Posted by David Hardy · 4 December 2022 12:12 PM

Some interesting thoughts. I've often encountered that in the past. At the local college of law, I once looked up faculty voting registrations. Out of 30 or so that I found, there was only one Repub, a new hire. And of course if you bring up the Second Amendment, the reaction is echhh...

Haven't been blogging because last week I had a complex case. And in the coming week I'm summoned for jury duty, and won't be able to talk about that until the trial is over. I noticed something amusing, though. Arizona has mandatory, repeat mandatory, retirement for judges at age 70. But jurors must serve up to age 75.

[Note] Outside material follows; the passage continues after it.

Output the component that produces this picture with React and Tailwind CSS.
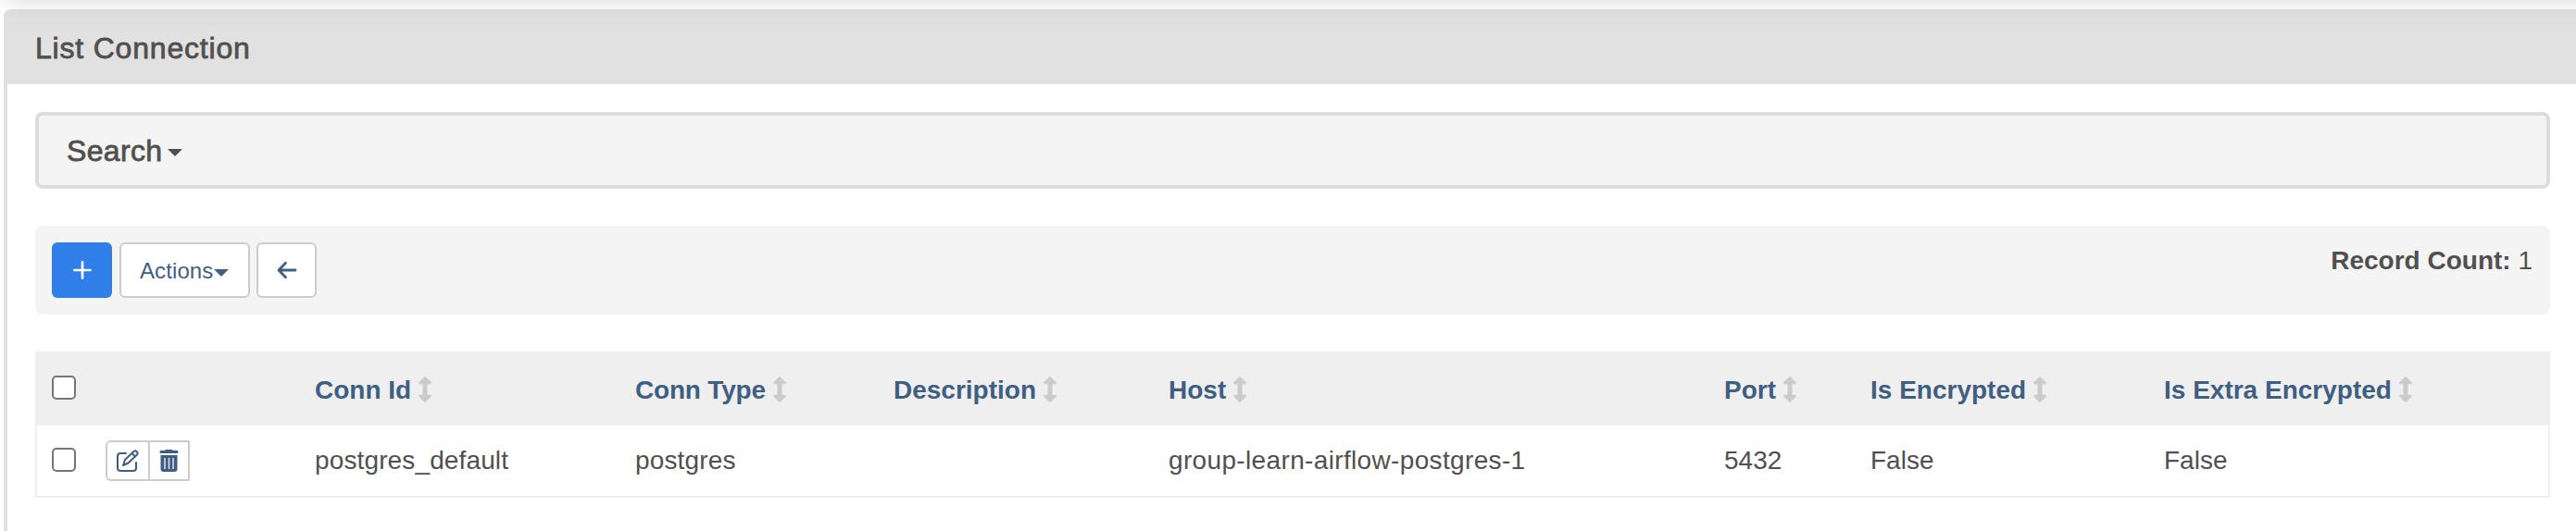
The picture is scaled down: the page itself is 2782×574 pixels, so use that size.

4 Comments | Leave a comment

Old Guy | December 4, 2022 2:12 PM | Reply

They need the warm bodies - retired people often make up the juries because the have the time and many like the idea

BobF | December 5, 2022 12:06 AM | Reply

Well, the judge must think for himself, but individual jurors have all those others to "help" them make their decisions. Everyone knows groupthink has better outcomes than individual thought, eh?
/sarc

Dave D. | December 5, 2022 7:55 AM | Reply

..Well, there’s always the coin flip if confusion muddles the jurist mind. Best done in chambers…alone. Never, NEVER at the bench following a judge saying “ Well, lets just find out ….”.
….The dirty secret is that the judges can and do retire and then come back on contract to work until their Biden age. Double dipping. Keeping their hand in, so to speak. And since the Judgeship positions are finite, that gives another lawyer a chance to grab the ring. And another Governor a chance to pay back a political debt.
…Jurors have no such sinecure. They serve at the whim of the clerk.

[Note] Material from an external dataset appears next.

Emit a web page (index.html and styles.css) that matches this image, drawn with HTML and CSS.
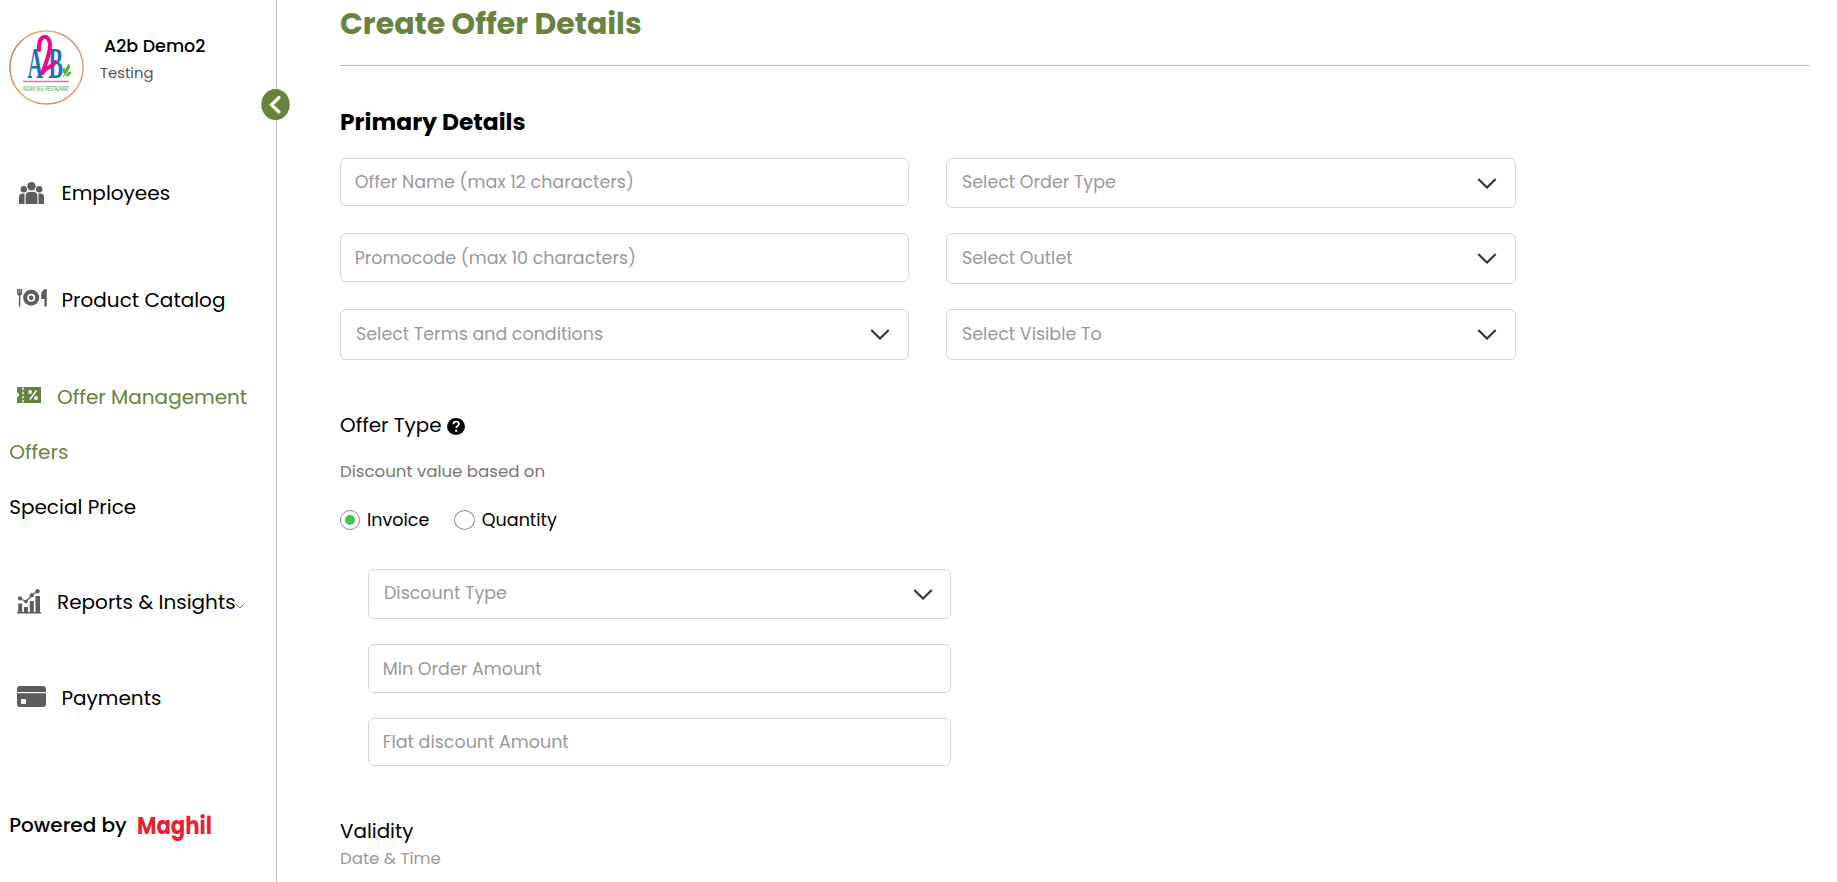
FILE: index.html
```
<!DOCTYPE html>
<html lang="en">
<head>
<meta charset="utf-8">
<title>Create Offer Details</title>
<link rel="stylesheet" href="styles.css">
</head>
<body>
<svg class="defs" width="0" height="0">
  <symbol id="chevron" viewBox="0 0 20 12"><path d="M1.3 1 10 9.6 18.7 1" fill="none" stroke="#333" stroke-width="2.1"/></symbol>
</svg>
<div class="app">
  <aside class="sidebar">
    <div class="profile">
      <svg class="avatar" viewBox="0 0 75 75" width="75" height="75">
        <defs><linearGradient id="gold" x1="0" y1="0" x2="1" y2="0.25"><stop offset="0" stop-color="#b9775c"/><stop offset=".45" stop-color="#e6bd79"/><stop offset=".75" stop-color="#cf8e62"/><stop offset="1" stop-color="#dca382"/></linearGradient></defs>
        <circle cx="37.5" cy="37.5" r="36.6" fill="#fff" stroke="url(#gold)" stroke-width="1.5"/>
        <text class="logo-serif" x="18.500" y="48" textLength="15.500" lengthAdjust="spacingAndGlyphs">A</text>
        <text class="logo-serif" x="39.500" y="48" textLength="14.500" lengthAdjust="spacingAndGlyphs">B</text>
        <path d="M30 20C29 4 40 3 41 14 41.500 24 36 34 33.500 43 36 37 40 40 46.500 32" fill="none" stroke="#f0058d" stroke-width="4" stroke-linecap="round" stroke-linejoin="round"/>
        <path d="M54 47Q58 43 61 36M56 44q-3-3-1-6 3 3 1 6M57 42q-1-4 3-8 1 5-3 8M57 46q1-4 5-4-1 4-5 4" fill="#6abf4b" stroke="#55a83a" stroke-width="1"/>
        <path d="M14 51.5H60" stroke="#d878a8" stroke-width="1.6"/>
        <text class="logo-caption" x="14" y="61" textLength="46" lengthAdjust="spacingAndGlyphs">INDIAN VEG. RESTAURANT</text>
      </svg>
      <div class="who"><div class="who-name">A2b Demo2</div><div class="who-role">Testing</div></div>
    </div>
    <button class="toggle" aria-label="Collapse"><svg viewBox="0 0 29 31" width="29" height="31"><ellipse cx="14.5" cy="15.5" rx="14.2" ry="15.4" fill="#67833e"/><path d="M18 8.5 10.5 15.8 18 23" fill="none" stroke="#fff" stroke-width="3.2" stroke-linecap="round"/></svg></button>
    <nav class="nav">
      <a class="item employees"><svg viewBox="0 0 25 22" width="25" height="22" fill="#5d5d5d"><circle cx="12.5" cy="4.2" r="4.2"/><circle cx="4.8" cy="7.3" r="3.2"/><circle cx="20.2" cy="7.3" r="3.2"/><path d="M6.600 22V14q0-4 4-4h3.800q4 0 4 4v8zM0 21V15q0-3.500 3.500-3.500h2Q5.500 12.500 5.500 14v8H1q-1 0-1-1M25 21V15q0-3.500-3.500-3.500h-2v10.500h4.500q1 0 1-1"/></svg><span>Employees</span></a>
      <a class="item catalog"><svg viewBox="0 0 30 18" width="30" height="18"><g fill="none" stroke="#5d5d5d"><path d="M.8 0v3.500q0 2.500 1.800 2.500t1.800-2.500V0M2.600 0v17.500" stroke-width="1.400"/><circle cx="14.200" cy="8.700" r="6" stroke-width="4"/></g><circle cx="14.200" cy="8.700" r="2.300" fill="#5d5d5d"/><path d="M29.800 0v17.500h-2.400V10H24.200V5.500Q25 0 29.800 0" fill="#5d5d5d"/></svg><span>Product Catalog</span></a>
      <a class="item offer green"><svg viewBox="0 0 24 16" width="24" height="16"><path d="M0 0h24v16H0V10a2.200 2.200 0 0 0 0-4.400z" fill="#67833e"/><path d="M6 .5v15" stroke="#fff" stroke-width="1.300" stroke-dasharray="2.500 1.700"/><path d="M19.500 3.500 12.800 12.500" stroke="#fff" stroke-width="1.500"/><circle cx="13.200" cy="5" r="1.900" fill="#fff"/><circle cx="19" cy="11" r="1.900" fill="#fff"/></svg><span>Offer Management</span></a>
      <a class="item sub green">Offers</a>
      <a class="item sub">Special Price</a>
      <a class="item reports"><svg viewBox="0 0 24 25" width="24" height="25"><path d="M0 23h24v1.500H0zM1.200 14.500h4V23h-4zM7 18h4v5H7zM12.800 12h4v11h-4zM18.500 7H23v16h-4.500z" fill="#5d5d5d"/><path d="M3 9.500 9 12.500 14.700 6.500 20.500 2" fill="none" stroke="#5d5d5d" stroke-width="1.300"/><g fill="#5d5d5d"><circle cx="3" cy="9.300" r="2.100"/><circle cx="9" cy="12.300" r="1.900"/><circle cx="14.700" cy="6.300" r="2.100"/><circle cx="20.500" cy="2.200" r="2.200"/></g></svg><span>Reports &amp; Insights</span><svg class="caret" viewBox="0 0 10 6" width="10" height="6"><path d="M.5.700 5 5 9.500.700" fill="none" stroke="#777" stroke-width="1"/></svg></a>
      <a class="item payments"><svg viewBox="0 0 29 21" width="29" height="21"><rect width="29" height="21" rx="3" fill="#5d5d5d"/><path d="M0 6.600h29" stroke="#fff" stroke-width="1.200"/><rect x="4" y="13" width="5" height="5" rx=".8" fill="#fff"/></svg><span>Payments</span></a>
    </nav>
    <div class="powered"><span>Powered by</span><svg width="80" height="40" viewBox="0 0 80 40"><text class="brand" x="0" y="28.500" textLength="75" lengthAdjust="spacingAndGlyphs">Maghil</text></svg></div>
  </aside>
  <main class="main">
    <h1 class="title">Create Offer Details</h1>
    <h2 class="heading">Primary Details</h2>
    <div class="grid">
      <div class="field f48">Offer Name (max 12 characters)</div>
      <div class="field select f50">Select Order Type<svg class="arrow"><use href="#chevron"/></svg></div>
      <div class="field f49">Promocode (max 10 characters)</div>
      <div class="field select">Select Outlet<svg class="arrow"><use href="#chevron"/></svg></div>
      <div class="field select">Select Terms and conditions<svg class="arrow"><use href="#chevron"/></svg></div>
      <div class="field select">Select Visible To<svg class="arrow"><use href="#chevron"/></svg></div>
    </div>
    <div class="offer-type"><span>Offer Type</span><svg viewBox="0 0 18 17" width="18" height="17"><ellipse cx="9" cy="8.500" rx="9" ry="8.500"/><path d="M6.300 6.300Q6.500 3.700 9.100 3.700 11.900 3.700 11.900 6 11.900 7.200 10.500 8 9.200 8.800 9.200 10" fill="none" stroke="#fff" stroke-width="1.800"/><circle cx="9.200" cy="12.700" r="1.200" fill="#fff"/></svg></div>
    <div class="basis">Discount value based on</div>
    <div class="radios">
      <label class="choice"><span class="radio on"></span>Invoice</label>
      <label class="choice"><span class="radio wide"></span>Quantity</label>
    </div>
    <div class="stack">
      <div class="field select f50">Discount Type<svg class="arrow"><use href="#chevron"/></svg></div>
      <div class="field f49">Min Order Amount</div>
      <div class="field f48">Flat discount Amount</div>
    </div>
    <div class="validity">Validity</div>
    <div class="datetime">Date &amp; Time</div>
  </main>
</div>
</body>
</html>
```
FILE: styles.css
```
* { box-sizing: border-box; }
body { margin: 0; background: #fff; color: #000; font-family: Poppins, Inter, sans-serif; overflow: hidden; }
.defs { position: absolute; }
svg { flex: none; display: block; }
.app { display: flex; height: 882px; }

.sidebar { position: relative; flex: none; width: 277px; border-right: 1px solid #bdbdbd; padding-top: 30px; }
.profile { display: flex; height: 148px; padding-left: 9px; }
.who { padding: 3px 0 0 16px; white-space: nowrap; }
.who-name { padding-left: 4px; font-size: 17.5px; font-weight: 500; line-height: 26px; }
.who-role { font-size: 14.8px; line-height: 26px; padding-top: 1px; color: #555; }
.logo-serif { font: bold 44px "Liberation Serif", serif; fill: #1673b9; }
.logo-caption { font: 8px "Liberation Sans", sans-serif; fill: #3c9650; }
.toggle { position: absolute; left: 261px; top: 89px; padding: 0; border: 0; background: none; }

.item { display: flex; align-items: center; height: 30px; font-size: 20px; line-height: 30px; white-space: nowrap; }
.green { color: #67833e; }
.employees { padding-left: 19px; gap: 17.5px; margin-bottom: 77px; }
.employees svg { margin-bottom: 1px; }
.catalog { padding-left: 17px; gap: 14.5px; margin-bottom: 67px; }
.catalog svg { margin-bottom: 4px; }
.offer { padding-left: 17px; gap: 16px; margin-bottom: 25px; }
.offer svg { margin-bottom: 4px; }
.sub { padding-left: 9.2px; margin-bottom: 25px; }
.reports { padding-left: 17px; gap: 16px; margin: 65px 0 66px; }
.reports svg { margin-bottom: 2px; }
.reports .caret { margin: 8px 0 0 -17px; }
.payments { padding-left: 17px; gap: 15.5px; }
.payments svg { margin-bottom: 3px; }
.powered { display: flex; align-items: center; gap: 10.5px; height: 30px; margin-top: 97px; padding-left: 9.2px; font-size: 20px; font-weight: 500; white-space: nowrap; }
.brand { font: 700 24px Poppins, Inter, sans-serif; fill: #e62232; }

.main { flex: 1; padding: 0 27px 0 63px; }
.title { height: 66px; margin: 0; border-bottom: 1px solid #bdbdbd; color: #67833e; font-size: 30px; font-weight: 700; line-height: 47px; }
.heading { margin: 39px 0 20px; font-size: 23.4px; font-weight: 700; line-height: 33px; }
.grid { display: grid; grid-template-columns: 569px 570px; grid-template-rows: 50px 51px 51px; column-gap: 37px; row-gap: 25px; align-items: start; }
.field { display: flex; align-items: center; height: 51px; padding: 0 13.7px; border: 1px solid #d6d6d6; border-radius: 6px; color: #999; font-size: 17.48px; white-space: nowrap; }
.select { justify-content: space-between; padding: 0 18px 2px 15px; }
.f48 { height: 48px; }
.f49 { height: 49px; }
.f50 { height: 50px; }
.arrow { width: 20px; height: 12px; margin-top: 3px; }
.offer-type { display: flex; align-items: center; gap: 5px; height: 30px; margin-top: 50px; font-size: 19.9px; }
.offer-type svg { margin-top: 3px; }
.basis { margin-top: 17px; font-size: 16.6px; line-height: 30px; color: #777; }
.radios { display: flex; gap: 24.5px; height: 30px; margin-top: 18px; font-size: 17.5px; line-height: 26px; }
.choice { display: flex; align-items: center; gap: 7px; }
.radio { display: flex; align-items: center; justify-content: center; width: 20px; height: 20px; border: 1px solid #8a8a8a; border-radius: 50%; }
.radio.wide { width: 21px; }
.radio.on::after { content: ""; width: 10px; height: 10px; border-radius: 50%; background: #40c452; }
.stack { display: flex; flex-direction: column; gap: 25px; width: 583px; margin: 34px 0 0 28px; }
.stack .select { padding-right: 17px; }
.validity { margin-top: 50px; font-size: 19.9px; line-height: 30px; }
.datetime { font-size: 16.6px; line-height: 25px; color: #999; }
```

FW | December 18, 2022 9:06 AM | Reply

In a proper system, no judge would serve continuously. In my system, like JAG, an attorney would be randomly selected to act a judge and another to act as prosecutor in each case, different persons in each instance. The defense attorney would be chosen by the defendant. There would be no "hired", long serving judges or DAs. Stop the need for notches on their guns to prove they "fight crime", another point I always vote against. I don't want someone who's "tough" on crime. I want someone who will seek justice. And I want folks in there who aren't trying to prove themselves to get reelected. In my state, I always vote against retention of judges just as I vote against incumbents.